On Mon, May 21, 2018 at 5:49 PM, Jan Vesely <jan.vesely at rutgers.edu> wrote:
> On Thu, 2018-05-10 at 15:43 -0500, Aaron Watry via Libclc-dev wrote:
>> On Thu, May 10, 2018 at 1:52 PM, Jan Vesely <jan.vesely at rutgers.edu> wrote:
>> > On Thu, 2018-05-10 at 13:43 -0500, Aaron Watry via Libclc-dev wrote:
>> > > On Thu, May 10, 2018 at 1:16 PM, Jan Vesely <jan.vesely at rutgers.edu> wrote:
>> > > > On Wed, 2018-05-02 at 22:16 -0500, Aaron Watry via Libclc-dev wrote:
>> > > > > On Wed, 2018-05-02 at 21:51 -0400, Jan Vesely wrote:
>> > > > > > On Wed, 2018-05-02 at 07:03 -0500, Aaron Watry via Libclc-dev wrote:
>> > > > > > > Am I being dense or just lucky (device supports denormals?)..  This
>> > > > > > > already passed on my RX580 before I applied your patch.
>> > > > > >
>> > > > > > IIRC, the problem is not with denormal support (unless you enabled it
>> > > > > > explicitly), but that 'indx' variable was computed incorrectly.
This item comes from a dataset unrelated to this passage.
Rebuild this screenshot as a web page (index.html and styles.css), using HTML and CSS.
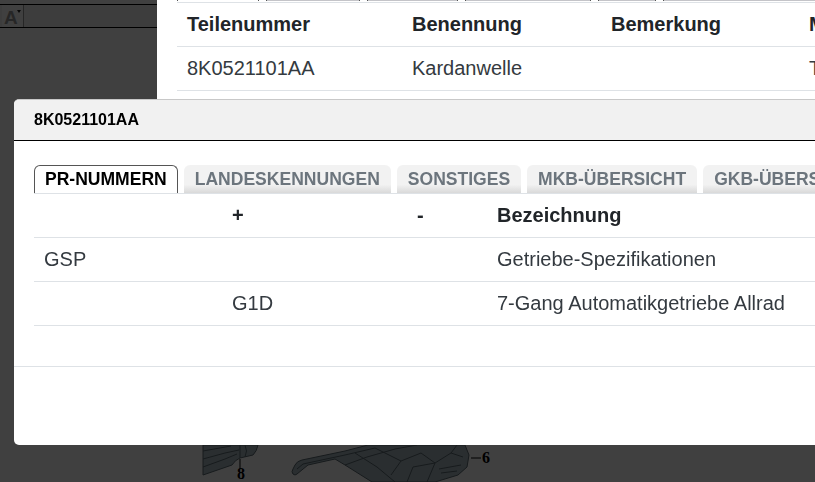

My
>> > > > > > guess would be that one of the earlier operations (mad?) improved wrt
>> > > > > > ULP precision (rootn still failed on my carrizo).
>> > > > > > Anyway, flushing denormals just hides the issue. it'll probably still
>> > > > > > fail if run with denormals enabled, but fixing denormal support is a
>> > > > > > story for another day.
>> > > > > >
>> > > > > > > I'm currently rebuilding new newer llvm on my r600 box that
>> > > > > > > hopefully
>> > > > > > > won't segfault when running rootn to test there.
>> > > > > >
>> > > > > > thanks. It works OK on my turks when math_bruteforce is run in single
>> > > > > > thread mode.
>> > > > >
>> > > > > Oh yeah, the compute memory pool on r600 isn't thread-safe...
>> > > > >
>> > > > > Let's just say that the email I sent this morning was while the first
>> > > > > cup of coffee was still unconsumed, and I had a small child in my lap
>> > > > > trying to commandeer my mouse. Not a great time for deep thoughts. :)
>> > > >
>> > > > Hi,
>> > > >
>> > > > any luck running on your r600?
>> > >
>> > > Yes, in single-threaded mode.  But in my case (HD 6850, BARTS) the
>> > > rootn test already passed with a max ULP of 1.0 before you patch, and
>> > > a max ULP of 7.0 after.
>> > >
>> > > The tolerance for rootn is <= 16, so both cases passed, but the
>> > > maximum error seems to have gone up after flushing subnormals.
>> > >
>> > > I've been staring at the patch off and on and trying to figure out if
>> > > it's doing something wrong. Maybe it's just difference in the
>> > > precision of the hardware we're using.
>> > >
>> > > If we really need to, I've also got a cayman-based APU chip and a PCI
>> > > CEDAR if we want/need to get a few more sample points.
>> >
>> > hm, that's interesting. My problem with EG was that it returned NaN. My
>> > guess would be there is a difference is in LLVM and how it handles
>> > division/reciprocals.
>> > Did the other pow (pow{,r,n}) routines also exhibit this behaviour?
>>
>> Not sure.  I don't believe so (I believe I usually reproduced a CTS
>> failure for those before confirming the fix), but I'd have to go back
>> in time with libclc to check.
>>
>> For reference, the testing I did with rootn was done with a current
>> mesa checkout as of earlier today (d07466fe18522cde1) with
>> LLVM r331343 and libclc r331435 as a base.
>>
>> Would you like me to go back and re-check the pow/powr/pown results on
>> my 6850 from before the denormal flushing changes? I'm re-running all
>> 3 in their current state right now.
>
> Hi,
>
> do divide and half_divide tests pass on you EG hw? I think that broken
> division may explain why a special fix for rootn was necessary.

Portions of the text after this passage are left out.